This paper addresses the operations of faith-based humanitarian organizations and their rationale for the measures taken for education provision for the non-camp Syrian children in Turkey. In unveiling the role of the Islamic humanitarian sector in exercising education facilities for a linguistically and culturally different population alongside the centrally governed national education system, this paper uses humanitarian aid and its education nexus as a theoretical framework.

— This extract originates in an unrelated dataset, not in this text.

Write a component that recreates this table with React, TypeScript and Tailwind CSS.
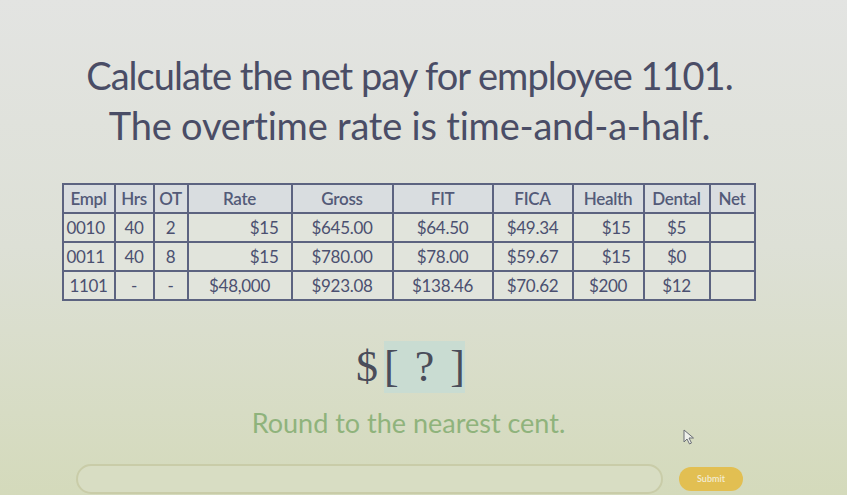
import React from 'react';

type Align = 'left' | 'center' | 'right';

interface Column {
    label: string;
    width: string;
    align: Align;
}

const columns: Column[] = [
    { label: 'Empl', width: 'w-[52px]', align: 'left' },
    { label: 'Hrs', width: 'w-[39px]', align: 'center' },
    { label: 'OT', width: 'w-[34px]', align: 'center' },
    { label: 'Rate', width: 'w-[104px]', align: 'right' },
    { label: 'Gross', width: 'w-[101px]', align: 'center' },
    { label: 'FIT', width: 'w-[100px]', align: 'center' },
    { label: 'FICA', width: 'w-[80px]', align: 'center' },
    { label: 'Health', width: 'w-[71px]', align: 'right' },
    { label: 'Dental', width: 'w-[66px]', align: 'center' },
    { label: 'Net', width: 'w-[45px]', align: 'center' },
];

const rows: string[][] = [
    ['0010', '40', '2', '$15', '$645.00', '$64.50', '$49.34', '$15', '$5', ''],
    ['0011', '40', '8', '$15', '$780.00', '$78.00', '$59.67', '$15', '$0', ''],
    ['1101', '-', '-', '$48,000', '$923.08', '$138.46', '$70.62', '$200', '$12', ''],
];

const alignClass: Record<Align, string> = {
    left: 'text-left pl-[3px]',
    center: 'text-center',
    right: 'text-right pr-3',
};

function PayrollTable() {
    return (
        <table
            className="table-fixed border-collapse text-[17px] leading-none tracking-[-0.3px] text-[#4b5070]"
            style={{ fontFamily: 'Lato, "Open Sans", sans-serif' }}
        >
            <thead>
                <tr className="h-[29px] bg-[#d9dde0]">
                    {columns.map((col) => (
                        <th
                            key={col.label}
                            className={`${col.width} border-2 border-[#5c6380] font-semibold text-center text-[#535a78]`}
                        >
                            {col.label}
                        </th>
                    ))}
                </tr>
            </thead>
            <tbody>
                {rows.map((row, r) => (
                    <tr key={r} className="h-[29px] bg-[#e1e4dc]">
                        {row.map((cell, c) => {
                            const col = columns[c];
                            const align =
                                r === 2 && (c === 0 || c === 3 || c === 7) ? 'text-center' : alignClass[col.align];
                            return (
                                <td key={c} className={`${col.width} border-2 border-[#5c6380] ${align}`}>
                                    {cell}
                                </td>
                            );
                        })}
                    </tr>
                ))}
            </tbody>
        </table>
    );
}

function Cursor() {
    return (
        <svg width="14" height="16" viewBox="0 0 14 16" className="absolute left-[683px] top-[429px]">
            <path d="M1 1 L1 13 L4 10 L6.5 15 L8.5 14 L6 9 L10.5 9 Z" fill="#eef0ea" stroke="#6b6f76" strokeWidth="1" />
        </svg>
    );
}

export default function App() {
    return (
        <div className="relative w-[847px] h-[495px] overflow-hidden bg-linear-to-b from-[#e3e4e2] via-[#dde0d6] to-[#d4dabb]">
            <div className="flex flex-col items-center">
                {/* Question */}
                <div
                    className="mt-[50px] ml-[-28px] text-center text-[38px] leading-[50px] tracking-[-1px] text-[#4a4d66]"
                    style={{ fontFamily: 'Lato, "Open Sans", sans-serif' }}
                >
                    <div>Calculate the net pay for employee 1101.</div>
                    <div className="tracking-[-0.2px]">The overtime rate is time-and-a-half.</div>
                </div>

                {/* Table */}
                <div className="mt-[33px] ml-[-30px]">
                    <PayrollTable />
                </div>

                {/* Answer */}
                <div
                    className="mt-[40px] ml-[-26px] flex items-center text-[44px] leading-none text-[#4a4d5a]"
                    style={{ fontFamily: '"Liberation Serif", "DejaVu Serif", serif' }}
                >
                    <span>$</span>
                    <span className="ml-[6px] flex h-[52px] items-center bg-[#c9dcd2]">
                        <span>[</span>
                        <span className="px-[16px]">?</span>
                        <span>]</span>
                    </span>
                </div>

                <div
                    className="mt-[16px] ml-[-30px] text-[27px] leading-none text-[#8fb37c]"
                    style={{ fontFamily: 'Lato, "Open Sans", sans-serif' }}
                >
                    Round to the nearest cent.
                </div>

                {/* Input row */}
                <div className="mt-[28px] flex w-full items-center pl-[76px]">
                    <div className="h-[30px] w-[587px] rounded-full border-2 border-[#c9cca8] bg-[#d8ddc3]" />
                    <button
                        className="ml-[16px] h-[24px] w-[64px] rounded-full bg-[#e2bf52] text-[9px] font-semibold text-[#f3ecd2]"
                        style={{ fontFamily: 'Lato, sans-serif' }}
                    >
                        Submit
                    </button>
                </div>
            </div>
            <Cursor />
        </div>
    );
}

Turkey retains a geographic limitation to its ratification of the 1951 UN Convention on the Status of Refugees (Refugee Convention), which means that Syrian people in Turkey, like many other refugees form non-European countries, in fact do not have “refugee” status. Therefore, Syrian people in Turkey are legally referred to as foreigners under “temporary protection” with a right to access to several public services including education. This paper, however, refers to the displaced people of Syria as refugees; that is, regardless of the differences in national and international legal conceptualization of “refugeehood.” It also does not consider in detail the experience of refugees in arrival destinations as individuals. Rather, adopting an institutional approach, the focus of this study is how non-state organizations, particularly the faithbased non-governmental organizations (NGOs), respond to a humanitarian crisis in the education sector. Accordingly, the methodology for the research relies mainly on interviews with key informants from the Turkish Ministry of National Educations and non-state institutions—formally accredited by the Turkish Ministry of Interior as civil society organizations, associations, or foundations known as vakifs—involved in different aspects of education provision efforts for Syrian children.